Hal ini disampaikan Wakil Menteri Dikdasmen Atip Latipulhayat, saat menjadi pembicara kunci dalam kuliah umum di Auditorium Fakultas Ilmu Pendidikan, Universitas Pendidikan Indonesia (UPI), Kota Bandung, Jawa Barat, Senin (17/2/2025).
Wamen Atip mengatakan bahwa deep learning adalah pendekatan pembelajaran yang menekankan pemahaman mendalam, bukan sekadar hafalan.

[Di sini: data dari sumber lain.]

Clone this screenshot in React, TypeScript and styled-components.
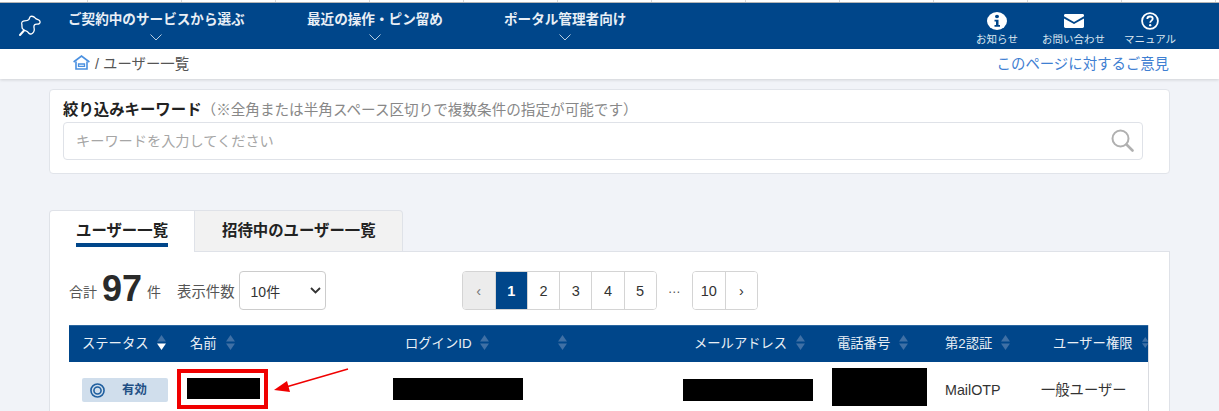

“Kita ingin anak-anak kita tidak hanya membaca, tetapi memahami, tidak hanya menghitung, tetapi menganalisis, tidak hanya menghafal, tetapi mampu menerapkan dan berinovasi,” jelas Wamen Atip dalam pernyataan tertulis dilansir pada Sabtu (22/2/2025).
Menurut dia, pendidikan di Indonesia perlu bertransformasi agar lebih adaptif terhadap perkembangan zaman. Ia menyebut jika Indonesia kini tengah menghadapi era di mana perubahan terjadi dengan sangat cepat dan tidak terduga
“Kemampuan berpikir kritis, kreatif, serta fleksibilitas dalam menghadapi tantangan adalah keterampilan yang harus dimiliki oleh generasi mendatang. Deep learning menjadi pendekatan yang tepat untuk menyiapkan peserta didik menghadapi dunia yang semakin kompleks,” ujarnya.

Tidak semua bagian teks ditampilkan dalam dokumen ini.